Session Eleven: Culture Shock and Culture Learning

The stages of a study abroad experience are explained to students (King and Huff 1985, Grove 1989) and the concept of culture shock is introduced. Past student participants discuss their experience with culture learning and culture shock and the teacher covers some of the factors that can increase the amount of what Paige (1993) calls 'the psychological intensity of the experience.' Emphasis is placed on the process of culture learning, which can be long and difficult but is ultimately rewarding. The teacher provides a summary of the negative and positive effects of culture shock and some techniques students can use to overcome the negative effects (from Hess 1997 and Weaver 1993). At this stage, it is really only important that students know that culture shock is a natural part of the culture learning process, that it will happen to them, and that when they have passed through it they will be wiser. The idea is that this knowledge will help them 'replace neurotic reactions with coping strategies' (Weaver, 1993, page 144)

Hess also outlines a strategy for culture learning that he calls the 'action-reflection-response strategy' (page 27) It is a technique where students observe a cultural event, reflect upon it, get more information about what happened and why, and then reevaluate their response. Teaching this strategy for learning experientially is particularly important for students who are more accustomed to a one-way lecture style. An example of a difficult-to-understand cultural behavior found in a movie is shown to students so they can practice this learning technique.

Session Twelve: Host Family Life: Dealing With Problems

The focus of this session is communication and how good communication with host families can reduce problems and improve the experience. In contrast with the earlier session, this one deals with what students themselves can do and some ideas for making the most of a less-than-ideal homestay are presented. Student participants who encountered problems recount their experiences. Students are told what kinds of problems are most common, what they can do when problems occur (and some of the cultural implications of certain courses of action), and the resources in place where they can get help. The process changing hosts is also explained. Throughout this session, we strive for a balance of perspective and promote the notion that it is not so much a problem of good or bad host families (or students for that matter) but rather the chemistry of a particular host family matched with a particular student. Each side has feelings and expectations and is coming from a different culture. Making the effort to communicate and understand each other is the best that can be done.

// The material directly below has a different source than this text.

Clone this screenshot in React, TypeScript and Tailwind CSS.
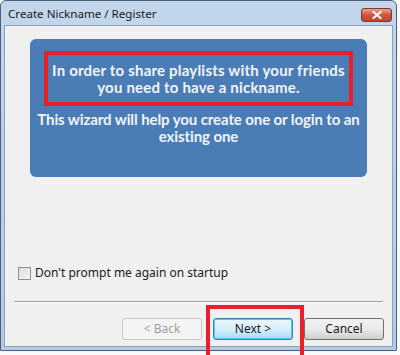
export default function App() {
  return (
    <div className="w-[400px] h-[355px] bg-[#f7f9fb] overflow-hidden relative" style={{ fontFamily: '"Noto Sans", "Open Sans", sans-serif' }}>
      <div className="w-[397px] h-[351px] border border-[#4e5f75] rounded-t-[6px] bg-gradient-to-b from-[#c2d6ec] to-[#b3cbe6] flex flex-col px-[3px] pb-[3px]">
        {/* title bar */}
        <div className="h-[22px] flex items-center justify-between shrink-0">
          <span className="text-[11.6px] text-[#1b1b1b] pl-[4px] pt-[4px]">Create Nickname / Register</span>
          <div className="w-[31px] h-[14px] mt-[5px] mr-[1px] rounded-[3px] border border-[#7a3b2f] bg-gradient-to-b from-[#e8a393] via-[#d0533b] to-[#c24630] flex items-center justify-center">
            <svg width="10" height="8" viewBox="0 0 10 8">
              <path d="M1.5 1 L8.5 7 M8.5 1 L1.5 7" stroke="#ffffff" strokeWidth="2" strokeLinecap="square" />
            </svg>
          </div>
        </div>
        {/* content */}
        <div className="flex-1 bg-[#f0f0f0] border border-[#8aa3bd] mt-[2px] flex flex-col relative">
          <div className="mt-[13px] ml-[25px] w-[337px] h-[138px] bg-[#4a7db5] rounded-[6px] flex flex-col items-center pt-[12px] text-[#f2f4f8]" style={{ fontFamily: '"Lato", sans-serif' }}>
            <div className="w-[309px] h-[55px] border-[4px] border-[#e8202a] flex flex-col items-center justify-center text-[15px] font-bold leading-[17px] tracking-[0.2px] whitespace-nowrap">
              <span>In order to share playlists with your friends</span>
              <span>you need to have a nickname.</span>
            </div>
            <div className="mt-[5px] flex flex-col items-center text-[15px] font-bold leading-[17px] tracking-[-0.1px] whitespace-nowrap">
              <span>This wizard will help you create one or login to an</span>
              <span>existing one</span>
            </div>
          </div>
          <div className="mt-[87px] ml-[13px] flex items-center gap-[4px]">
            <div className="w-[13px] h-[13px] border border-[#8e8f8f] bg-gradient-to-br from-[#dcdcdc] to-[#f7f7f7]" />
            <span className="text-[12px] text-[#1b1b1b]">Don't prompt me again on startup</span>
          </div>
          <div className="mt-[19px] mx-[9px] h-[2px] border-t border-[#a0a0a0] border-b border-b-white" />
          <div className="mt-[15px] flex pl-[117px] gap-[11px] text-[12px]">
            <div className="w-[80px] h-[22px] rounded-[3px] border border-[#c8c8c8] bg-[#f4f4f4] flex items-center justify-center text-[#a0a0a0]">&lt; Back</div>
            <div className="w-[80px] h-[22px] rounded-[3px] border border-[#3c7fb1] bg-gradient-to-b from-[#eaf6fd] via-[#d9f0fc] to-[#a7d9f5] flex items-center justify-center text-[#1b1b1b] shadow-[inset_0_0_0_1px_#48d0fc]">Next &gt;</div>
            <div className="w-[80px] h-[22px] rounded-[3px] border border-[#707070] bg-gradient-to-b from-[#f2f2f2] via-[#ebebeb] to-[#cfcfcf] flex items-center justify-center text-[#1b1b1b]">Cancel</div>
          </div>
          <div className="absolute left-[201px] top-[279px] w-[98px] h-[60px] border-[4px] border-[#e8202a]" />
        </div>
      </div>
    </div>
  );
}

Session Thirteen: Making Friends and Studying English

This final session is used to summarize earlier points, check on students' progress with English and promote a little enthusiasm that we hope will motivate students to make the most of the two months remaining before departure. A final quiz is held for the essential homestay vocabulary and the personal clear files and listening logs are checked. Past student participants then discuss their experience with meeting friends. Care is taken to select students who had very positive experiences. Some of the ways students can go about meeting new people (either locals or students from other countries) are presented. A final point is made that English ability is closely connected with meeting people and establishing friendships and that effort is need for both of these.

To conclude this session, a sheet containing the schedule for departure and contact numbers is passed out to students.